→ What the exercise asks
Copy out every line that contains the word "screenshot".

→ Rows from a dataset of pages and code
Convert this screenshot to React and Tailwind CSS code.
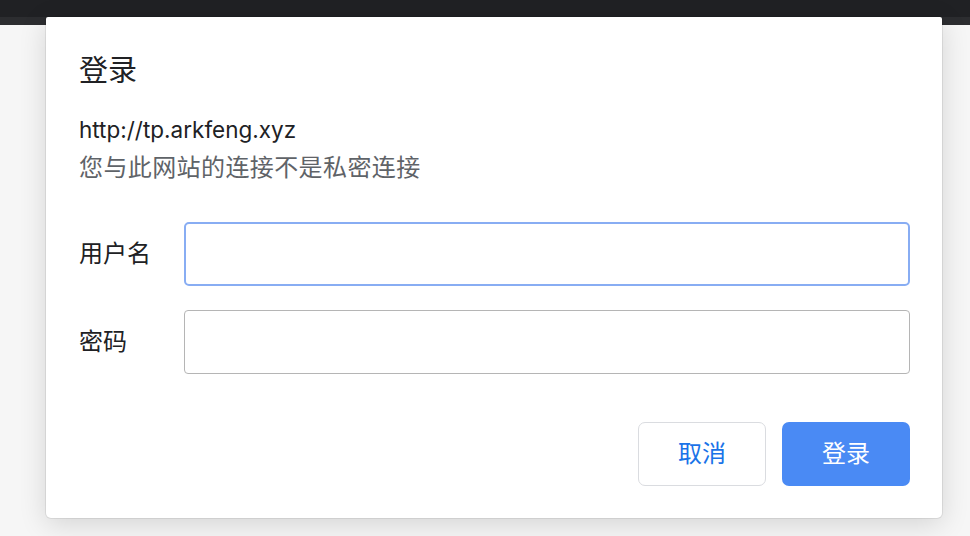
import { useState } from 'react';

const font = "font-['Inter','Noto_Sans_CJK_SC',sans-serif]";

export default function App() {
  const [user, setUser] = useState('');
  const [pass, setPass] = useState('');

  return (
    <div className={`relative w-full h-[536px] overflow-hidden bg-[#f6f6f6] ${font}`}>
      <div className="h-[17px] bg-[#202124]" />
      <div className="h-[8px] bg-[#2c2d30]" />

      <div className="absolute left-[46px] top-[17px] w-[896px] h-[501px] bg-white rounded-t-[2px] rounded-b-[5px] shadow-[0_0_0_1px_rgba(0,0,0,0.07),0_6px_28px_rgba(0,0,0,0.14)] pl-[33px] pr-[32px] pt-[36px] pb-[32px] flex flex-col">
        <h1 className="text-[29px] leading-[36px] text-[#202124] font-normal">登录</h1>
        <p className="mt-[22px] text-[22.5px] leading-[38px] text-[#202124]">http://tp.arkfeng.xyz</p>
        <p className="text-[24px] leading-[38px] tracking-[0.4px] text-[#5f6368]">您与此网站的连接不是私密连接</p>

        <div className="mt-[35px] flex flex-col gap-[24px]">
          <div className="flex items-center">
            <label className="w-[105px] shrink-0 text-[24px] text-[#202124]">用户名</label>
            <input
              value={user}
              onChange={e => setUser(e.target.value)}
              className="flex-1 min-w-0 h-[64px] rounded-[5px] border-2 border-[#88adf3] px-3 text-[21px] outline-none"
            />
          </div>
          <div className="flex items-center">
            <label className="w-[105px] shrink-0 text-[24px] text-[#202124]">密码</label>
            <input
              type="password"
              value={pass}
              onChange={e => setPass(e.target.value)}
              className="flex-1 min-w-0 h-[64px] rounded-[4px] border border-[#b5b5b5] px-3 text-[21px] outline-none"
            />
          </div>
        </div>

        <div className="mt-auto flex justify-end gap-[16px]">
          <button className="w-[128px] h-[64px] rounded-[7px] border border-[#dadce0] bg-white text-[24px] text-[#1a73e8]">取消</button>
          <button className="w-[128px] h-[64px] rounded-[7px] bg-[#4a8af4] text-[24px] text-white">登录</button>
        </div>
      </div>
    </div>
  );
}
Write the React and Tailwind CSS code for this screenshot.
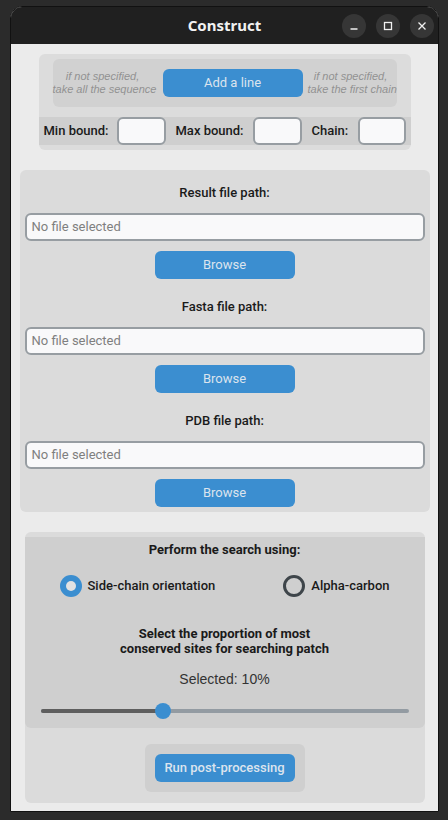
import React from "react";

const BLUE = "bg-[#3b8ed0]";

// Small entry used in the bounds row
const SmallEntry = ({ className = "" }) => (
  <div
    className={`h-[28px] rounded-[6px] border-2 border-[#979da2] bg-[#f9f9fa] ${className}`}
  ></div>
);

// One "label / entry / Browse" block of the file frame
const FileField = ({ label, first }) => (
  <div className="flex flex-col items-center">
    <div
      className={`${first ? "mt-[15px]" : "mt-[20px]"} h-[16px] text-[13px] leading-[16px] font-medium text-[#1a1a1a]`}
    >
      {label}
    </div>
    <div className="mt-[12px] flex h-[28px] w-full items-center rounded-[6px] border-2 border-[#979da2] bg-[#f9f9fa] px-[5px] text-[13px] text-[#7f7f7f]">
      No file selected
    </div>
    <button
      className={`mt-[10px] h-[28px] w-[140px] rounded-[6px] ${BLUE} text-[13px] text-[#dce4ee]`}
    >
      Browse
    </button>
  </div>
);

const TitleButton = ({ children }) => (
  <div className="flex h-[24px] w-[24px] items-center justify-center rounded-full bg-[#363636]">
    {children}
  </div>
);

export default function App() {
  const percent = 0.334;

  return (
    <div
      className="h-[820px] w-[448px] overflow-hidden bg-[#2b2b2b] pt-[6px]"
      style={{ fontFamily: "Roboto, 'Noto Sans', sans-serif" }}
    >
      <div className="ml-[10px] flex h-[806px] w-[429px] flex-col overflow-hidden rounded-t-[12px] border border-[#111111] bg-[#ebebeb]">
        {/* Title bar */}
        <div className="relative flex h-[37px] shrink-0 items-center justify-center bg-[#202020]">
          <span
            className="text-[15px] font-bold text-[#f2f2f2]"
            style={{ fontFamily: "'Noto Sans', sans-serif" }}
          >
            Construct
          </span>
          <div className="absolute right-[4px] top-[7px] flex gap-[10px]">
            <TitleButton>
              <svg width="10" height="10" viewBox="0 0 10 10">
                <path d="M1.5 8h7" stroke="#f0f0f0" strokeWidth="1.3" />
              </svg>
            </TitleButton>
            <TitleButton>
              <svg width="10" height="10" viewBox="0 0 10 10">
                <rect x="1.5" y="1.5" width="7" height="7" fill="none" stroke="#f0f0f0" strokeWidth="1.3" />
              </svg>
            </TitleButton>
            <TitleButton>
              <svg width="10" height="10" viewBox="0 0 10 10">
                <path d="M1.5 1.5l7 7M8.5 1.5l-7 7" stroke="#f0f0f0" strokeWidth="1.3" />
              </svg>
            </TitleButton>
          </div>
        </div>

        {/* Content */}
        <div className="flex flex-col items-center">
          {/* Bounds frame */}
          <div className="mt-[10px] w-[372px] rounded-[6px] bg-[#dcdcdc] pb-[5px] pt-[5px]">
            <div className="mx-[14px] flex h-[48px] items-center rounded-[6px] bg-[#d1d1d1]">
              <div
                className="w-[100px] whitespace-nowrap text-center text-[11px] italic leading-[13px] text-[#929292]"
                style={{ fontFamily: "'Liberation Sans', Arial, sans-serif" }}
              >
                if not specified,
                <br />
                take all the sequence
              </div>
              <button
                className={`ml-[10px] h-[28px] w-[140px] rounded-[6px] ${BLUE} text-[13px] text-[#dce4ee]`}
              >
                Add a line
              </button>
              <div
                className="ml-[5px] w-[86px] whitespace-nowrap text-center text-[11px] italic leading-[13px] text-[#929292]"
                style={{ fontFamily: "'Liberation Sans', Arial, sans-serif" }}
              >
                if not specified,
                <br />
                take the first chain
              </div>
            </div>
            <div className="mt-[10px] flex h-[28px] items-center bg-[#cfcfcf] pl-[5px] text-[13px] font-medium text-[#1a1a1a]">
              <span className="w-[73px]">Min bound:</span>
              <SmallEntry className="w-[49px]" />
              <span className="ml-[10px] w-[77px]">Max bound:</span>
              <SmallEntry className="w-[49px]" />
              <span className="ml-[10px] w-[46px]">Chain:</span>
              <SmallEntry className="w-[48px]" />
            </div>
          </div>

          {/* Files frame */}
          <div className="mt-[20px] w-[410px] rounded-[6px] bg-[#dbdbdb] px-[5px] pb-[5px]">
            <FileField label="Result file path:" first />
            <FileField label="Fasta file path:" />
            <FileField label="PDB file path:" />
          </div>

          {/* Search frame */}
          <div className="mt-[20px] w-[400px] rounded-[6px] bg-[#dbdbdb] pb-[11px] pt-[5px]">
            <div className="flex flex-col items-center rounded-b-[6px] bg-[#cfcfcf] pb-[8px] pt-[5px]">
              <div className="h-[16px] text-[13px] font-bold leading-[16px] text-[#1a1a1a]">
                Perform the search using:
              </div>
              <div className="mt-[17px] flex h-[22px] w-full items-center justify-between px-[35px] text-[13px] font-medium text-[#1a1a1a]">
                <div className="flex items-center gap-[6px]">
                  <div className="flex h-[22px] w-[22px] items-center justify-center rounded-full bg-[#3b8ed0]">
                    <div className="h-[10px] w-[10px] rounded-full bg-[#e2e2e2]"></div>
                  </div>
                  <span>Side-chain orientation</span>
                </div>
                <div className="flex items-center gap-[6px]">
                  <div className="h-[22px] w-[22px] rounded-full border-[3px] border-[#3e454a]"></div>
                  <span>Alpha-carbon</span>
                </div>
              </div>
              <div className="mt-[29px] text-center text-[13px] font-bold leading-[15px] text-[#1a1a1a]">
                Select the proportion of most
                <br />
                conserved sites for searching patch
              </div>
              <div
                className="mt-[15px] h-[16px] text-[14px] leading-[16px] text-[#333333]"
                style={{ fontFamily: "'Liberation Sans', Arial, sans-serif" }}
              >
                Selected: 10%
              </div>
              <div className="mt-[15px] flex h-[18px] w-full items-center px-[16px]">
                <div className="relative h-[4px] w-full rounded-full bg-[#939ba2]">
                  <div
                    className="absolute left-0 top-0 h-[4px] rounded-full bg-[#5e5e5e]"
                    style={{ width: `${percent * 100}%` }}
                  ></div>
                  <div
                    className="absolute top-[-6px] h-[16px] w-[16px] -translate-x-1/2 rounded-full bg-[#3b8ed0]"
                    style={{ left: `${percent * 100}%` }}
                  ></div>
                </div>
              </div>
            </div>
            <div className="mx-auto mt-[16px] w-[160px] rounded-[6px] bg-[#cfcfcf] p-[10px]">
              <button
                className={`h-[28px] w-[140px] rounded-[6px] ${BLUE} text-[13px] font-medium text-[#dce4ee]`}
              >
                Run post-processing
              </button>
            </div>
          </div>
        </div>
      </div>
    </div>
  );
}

→ In response
Convert this screenshot to React and Tailwind CSS code.
Write the React and Tailwind CSS code for this screenshot.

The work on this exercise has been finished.